O Plenário do Tribunal Constitucional decidiu hoje, por maioria,
pronunciar-se pela inconstitucionalidade de algumas das normas do
Decreto n.º 23/XV da Assembleia da República, cuja fiscalização o
Presidente da República lhe havia solicitado.
Na sequência da pronúncia pela inconstitucionalidade constante do
Acórdão n.º 123/2021, a Assembleia da República aprovou uma nova versão
da lei relativa à morte medicamente assistida não punível.
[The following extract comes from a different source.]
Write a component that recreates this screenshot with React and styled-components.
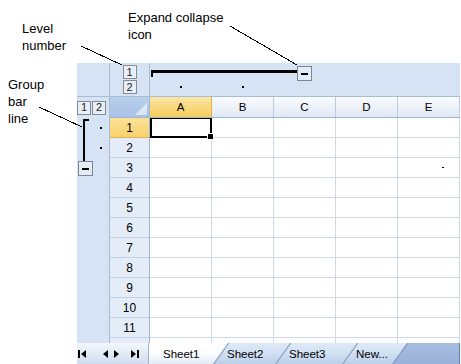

A expectativa
do Tribunal era a de que nela tivessem sido introduzidas as
modificações insinuadas naquele aresto.
Comprovou o Tribunal que o legislador, tendo embora desenvolvido
esforços no sentido da densificação e clarificação de alguns conceitos
utilizados na versão anteriormente fiscalizada, optou por ir mais além,
alterando em aspetos essenciais o projeto anterior. Ao fazê-lo, a
Assembleia da República limitou-se a exercer as competências que a
Constituição lhe atribui. Todavia, tal opção teve consequências, pois
implicou que o Tribunal, chamado a pronunciar-se e aplicando a Lei
Fundamental, houvesse de proceder a uma nova fiscalização, incidindo
sobre as normas alteradas que foram objeto do pedido do Presidente da
República.
Ao proceder a tal fiscalização, o Tribunal concluiu que, tendo o
legislador decidido caracterizar a tipologia de sofrimento através da
enumeração de três características («físico, psicológico e espiritual»)
ligados pela conjunção “e”, são plausíveis e sustentáveis duas
interpretações antagónicas deste pressuposto. Assim fazendo, o
legislador fez nascer a dúvida, que lhe cabe clarificar, sobre se a
exigência é cumulativa (sofrimento físico, mais sofrimento psicológico, mais sofrimento espiritual) ou alternativa (tanto o sofrimento físico, como o psicológico, como o espiritual).
Ou seja: o segmento em análise (“sofrimento físico, psicológico e
espiritual”) consente que dele se extraiam legitimamente alternativas
interpretativas possíveis e plausíveis que conduzem a resultados
práticos antagónicos: i) reservar o acesso à morte
medicamente assistida apenas a pessoas que, em virtude de lesão
definitiva de gravidade extrema ou doença grave e incurável, relatem um
sofrimento de grande intensidade que corresponda cumulativamente às tipologias de sofrimento físico, psicológico e espiritual; ou ii) garantir
o acesso à morte medicamente assistida a todas as pessoas que, em
consequência de uma das mencionadas situações clínicas, sofram
intensamente, seja qual for a tipologia do sofrimento. Em
termos práticos, e a título meramente exemplificativo, está em causa
saber se um doente a quem tenha sido diagnosticado um cancro com um
prognóstico de esperança de vida muito limitada, ou um doente que padeça
de esclerose lateral amiotrófica que não tenham sofrimento físico
(vulgarmente entendido como dor) têm ou não acesso à morte medicamente
assistida não punível.
Em suma, foi criada, desta forma, uma intolerável indefinição quanto
ao exato âmbito de aplicação da nova lei. Recorde-se que considerou o
Tribunal que o direito a viver não pode transfigurar-se num dever de
viver em quaisquer circunstâncias e que as condições em que é legalmente
admissível a morte medicamente assistida têm de ser «claras,
antecipáveis e controláveis» (Acórdão n.º 123/2021), cabendo ao
legislador defini-las de modo seguro para todos os intervenientes.